"croissant" as a zero plural
Arnold M. Zwicky
zwicky at CSLI.STANFORD.EDU
Sun Sep 10 17:04:22 UTC 2006
david denison writes to inquire about bill poser's use of "croissant"
in his latest Language Log posting:
At the grocery store today I bought some croissant. They have two
kinds: regular and "multigrain". The funny thing is, they don't label
the bin with the regular croissant "regular croissant" or just
"croissant": they label them "fresh croissant". The implicature is
that multigrain croissant are not fresh.

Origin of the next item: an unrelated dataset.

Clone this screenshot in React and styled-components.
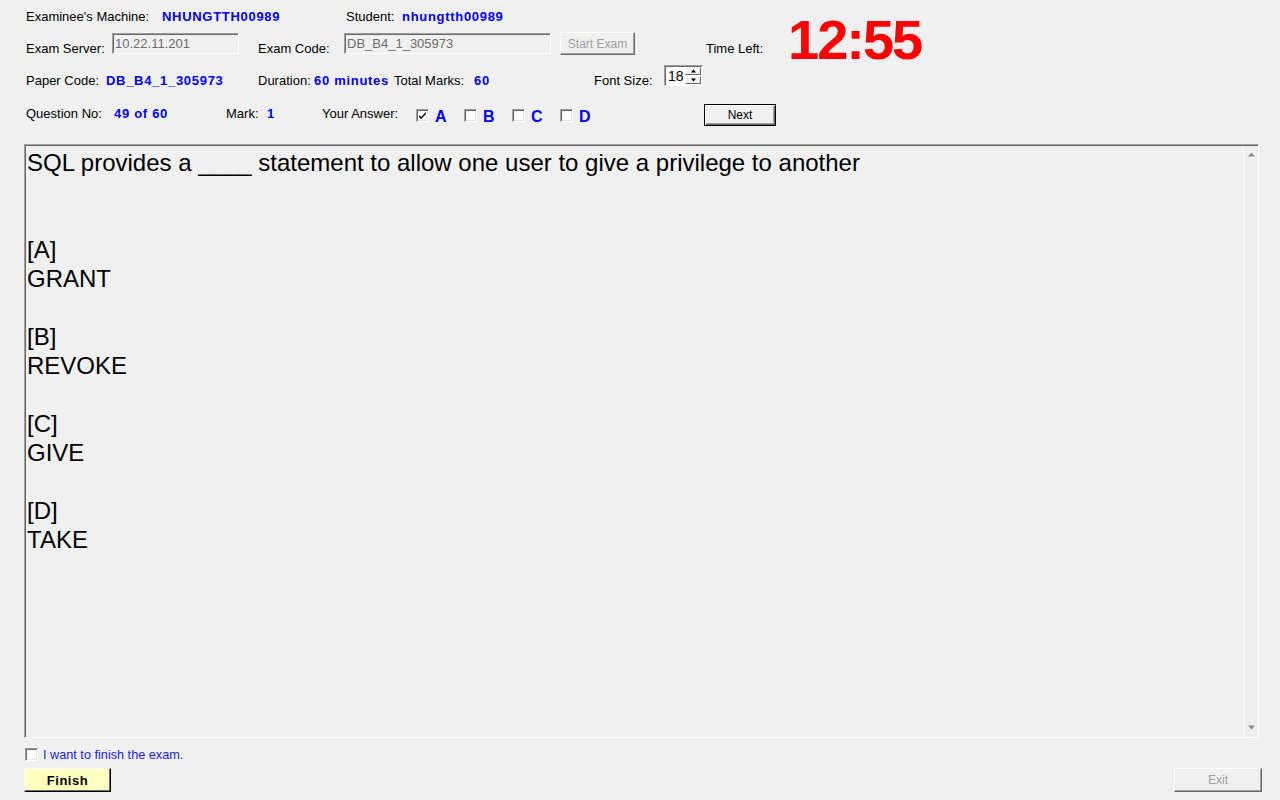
import React, { useState } from 'react';
import styled, { createGlobalStyle } from 'styled-components';

const GlobalStyle = createGlobalStyle`
  html, body {
    margin: 0;
    padding: 0;
    background: #f0f0f0;
  }
  body {
    font-family: "Liberation Sans", Arial, sans-serif;
    font-size: 13px;
    color: #000;
  }
`;

const Window = styled.div`
  width: 1280px;
  height: 800px;
  background: #f0f0f0;
  overflow: hidden;
  display: flex;
  flex-direction: column;
`;

const Row = styled.div`
  display: flex;
  align-items: center;
  height: ${(p) => p.$h}px;
  padding-left: 26px;
`;

const Label = styled.span`
  flex: none;
  width: ${(p) => (p.$w ? `${p.$w}px` : 'auto')};
  margin-left: ${(p) => p.$ml || 0}px;
  font-size: 13px;
  white-space: nowrap;
`;

const Value = styled.span`
  flex: none;
  width: ${(p) => (p.$w ? `${p.$w}px` : 'auto')};
  font-size: 13px;
  font-weight: bold;
  letter-spacing: 0.7px;
  color: #0000ff;
  white-space: nowrap;
`;

const Field = styled.div`
  flex: none;
  box-sizing: border-box;
  width: ${(p) => p.$w}px;
  height: 21px;
  margin-top: -9px;
  padding: 2px 0 0 2px;
  border: 1px solid;
  border-color: #a0a0a0 #ffffff #ffffff #a0a0a0;
  box-shadow: inset 1px 1px 0 #696969;
  color: #6d6d6d;
  font-size: 13px;
  line-height: 15px;
`;

const WinButton = styled.button`
  flex: none;
  box-sizing: border-box;
  width: ${(p) => p.$w}px;
  height: ${(p) => p.$h || 23}px;
  margin-left: ${(p) => p.$ml || 0}px;
  margin-top: ${(p) => p.$mt || 0}px;
  padding: 0;
  background: #f0f0f0;
  border: 1px solid;
  border-color: #ffffff #696969 #696969 #ffffff;
  box-shadow: inset -1px -1px 0 #a0a0a0;
  font-family: "Liberation Sans", Arial, sans-serif;
  font-size: 12px;
  color: ${(p) => (p.disabled ? '#a0a0a0' : '#000')};
`;

const DefaultButton = styled(WinButton)`
  border: 1px solid #000;
  box-shadow: inset 1px 1px 0 #ffffff, inset -1px -1px 0 #696969, inset -2px -2px 0 #a0a0a0;
`;

const FinishButton = styled(WinButton)`
  background: #ffffc0;
  border-color: #ffffff #000000 #000000 #ffffff;
  box-shadow: inset -1px -1px 0 #696969;
  font-size: 13px;
  font-weight: bold;
  letter-spacing: 0.5px;
`;

const Timer = styled.div`
  flex: none;
  height: 32px;
  line-height: 32px;
  margin-top: -17px;
  font-size: 56px;
  font-weight: bold;
  letter-spacing: -2px;
  color: #ff0000;
`;

const Spinner = styled.div`
  flex: none;
  display: flex;
  box-sizing: border-box;
  width: 39px;
  height: 21px;
  margin-top: -9px;
  background: #ffffff;
  border: 1px solid;
  border-color: #a0a0a0 #ffffff #ffffff #a0a0a0;
  box-shadow: inset 1px 1px 0 #696969;
`;

const SpinValue = styled.span`
  flex: 1;
  padding: 2px 0 0 3px;
  font-size: 14px;
  line-height: 16px;
`;

const SpinButtons = styled.div`
  display: flex;
  flex-direction: column;
  width: 16px;
  padding: 1px 1px 1px 0;
  gap: 1px;
`;

const SpinButton = styled.div`
  flex: 1;
  display: flex;
  align-items: center;
  justify-content: center;
  background: #f0f0f0;
  border: 1px solid;
  border-color: #ffffff #696969 #696969 #ffffff;
`;

const Choices = styled.div`
  display: flex;
  align-items: center;
  margin-top: 5px;
`;

const Choice = styled.label`
  display: flex;
  align-items: center;
  width: 48px;
  gap: 6px;
`;

const Box = styled.span`
  flex: none;
  display: inline-flex;
  align-items: center;
  justify-content: center;
  box-sizing: border-box;
  width: 13px;
  height: 13px;
  background: #ffffff;
  border: 1px solid;
  border-color: #a0a0a0 #ffffff #ffffff #a0a0a0;
  box-shadow: inset 1px 1px 0 #696969, inset -1px -1px 0 #e3e3e3;
`;

const Letter = styled.span`
  padding-top: 2px;
  font-size: 16px;
  font-weight: bold;
  color: #0000ff;
`;

const QuestionBox = styled.div`
  display: flex;
  box-sizing: border-box;
  width: 1235px;
  height: 594px;
  margin: 14px 0 0 24px;
  border: 1px solid;
  border-color: #a0a0a0 #ffffff #ffffff #a0a0a0;
  box-shadow: inset 1px 1px 0 #696969;
`;

const QuestionText = styled.div`
  flex: 1;
  padding: 3px 0 0 2px;
  font-size: 24px;
  line-height: 29px;
  white-space: pre-line;
`;

const ScrollBar = styled.div`
  flex: none;
  display: flex;
  flex-direction: column;
  justify-content: space-between;
  align-items: center;
  width: 14px;
  margin: 1px 0 0 0;
  padding: 6px 0 7px;
  background: #efefef;
  border-left: 1px solid #fafafa;
`;

const FinishRow = styled.label`
  display: flex;
  align-items: center;
  gap: 5px;
  margin: 10px 0 0 25px;
  height: 13px;
  font-size: 12.7px;
  color: #2020ff;
`;

const BottomRow = styled.div`
  display: flex;
  justify-content: space-between;
  margin: 7px 18px 0 24px;
`;

const Check = () => (
  <svg width="9" height="9" viewBox="0 0 9 9">
    <path d="M1 4 L3 6 L8 1 L8 3 L3 8 L1 6 Z" fill="#000" />
  </svg>
);

const Arrow = ({ down, size = 7, color = '#8a8a8a' }) => (
  <svg width={size} height={Math.ceil(size / 2) + 1} viewBox="0 0 7 4">
    <path d={down ? 'M0 0 H7 L3.5 4 Z' : 'M0 4 H7 L3.5 0 Z'} fill={color} />
  </svg>
);

const question = `SQL provides a ____ statement to allow one user to give a privilege to another


[A]
GRANT

[B]
REVOKE

[C]
GIVE

[D]
TAKE`;

export default function App() {
  const [answer, setAnswer] = useState('A');

  return (
    <Window>
      <GlobalStyle />
      <Row $h={32}>
        <Label $w={136}>Examinee's Machine:</Label>
        <Value $w={184}>NHUNGTTH00989</Value>
        <Label $w={56}>Student:</Label>
        <Value>nhungtth00989</Value>
      </Row>
      <Row $h={32}>
        <Label $w={86}>Exam Server:</Label>
        <Field $w={127}>10.22.11.201</Field>
        <Label $w={86} $ml={19}>Exam Code:</Label>
        <Field $w={207}>DB_B4_1_305973</Field>
        <WinButton $w={75} $ml={9} $mt={-9} disabled>Start Exam</WinButton>
        <Label $w={82} $ml={71}>Time Left:</Label>
        <Timer>12:55</Timer>
      </Row>
      <Row $h={32}>
        <Label $w={80}>Paper Code:</Label>
        <Value $w={152}>DB_B4_1_305973</Value>
        <Label $w={56}>Duration:</Label>
        <Value $w={80}>60 minutes</Value>
        <Label $w={80}>Total Marks:</Label>
        <Value $w={120}>60</Value>
        <Label $w={70}>Font Size:</Label>
        <Spinner>
          <SpinValue>18</SpinValue>
          <SpinButtons>
            <SpinButton><Arrow size={5} color="#000" /></SpinButton>
            <SpinButton><Arrow down size={5} color="#000" /></SpinButton>
          </SpinButtons>
        </Spinner>
      </Row>
      <Row $h={34}>
        <Label $w={88}>Question No:</Label>
        <Value $w={112}>49 of 60</Value>
        <Label $w={41}>Mark:</Label>
        <Value $w={55}>1</Value>
        <Label $w={94}>Your Answer:</Label>
        <Choices>
          {['A', 'B', 'C', 'D'].map((l) => (
            <Choice key={l} onClick={() => setAnswer(l)}>
              <Box>{answer === l && <Check />}</Box>
              <Letter>{l}</Letter>
            </Choice>
          ))}
        </Choices>
        <DefaultButton $w={72} $h={22} $ml={96} $mt={4}>Next</DefaultButton>
      </Row>
      <QuestionBox>
        <QuestionText>{question}</QuestionText>
        <ScrollBar>
          <Arrow />
          <Arrow down />
        </ScrollBar>
      </QuestionBox>
      <FinishRow>
        <Box />
        I want to finish the exam.
      </FinishRow>
      <BottomRow>
        <FinishButton $w={87} $h={24}>Finish</FinishButton>
        <WinButton $w={88} $h={24} disabled>Exit</WinButton>
      </BottomRow>
    </Window>
  );
}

If I were the storekeeper, I
don't think I'd want to suggest that.
(http://itre.cis.upenn.edu/~myl/languagelog/archives/003564.html)
"they label them..." and "... multigrain croissant are not fresh"
make it clear that bill is using "croissant" as a zero plural (rather
than a mass noun, a hypothesis that would have been consistent with
the earlier "some croissant" and "the regular croissant"). whether
zero plural or mass noun, these uses struck denison's british ears as
odd; for him "croissant" is just a regular count noun, with the
plural "croissants". for me too. and the OED's citations have it as
a regular count noun; most of the cites are for "croissants", in fact.
but there are a fair number of zero-plural webhits, like:
1. Croissant are an * institution " , and while I ' m at it " savoury
croissant " don ' t exist , worse than ... Croissant are a breakfast
food and are sweet . ...
www.thesinner.net/messageboard-viewthread.php?thread=22097&page=1
2. you have to watch out when the almond croissant are heavily coated
with confectioner's sugar-- a sure Red Flag. ...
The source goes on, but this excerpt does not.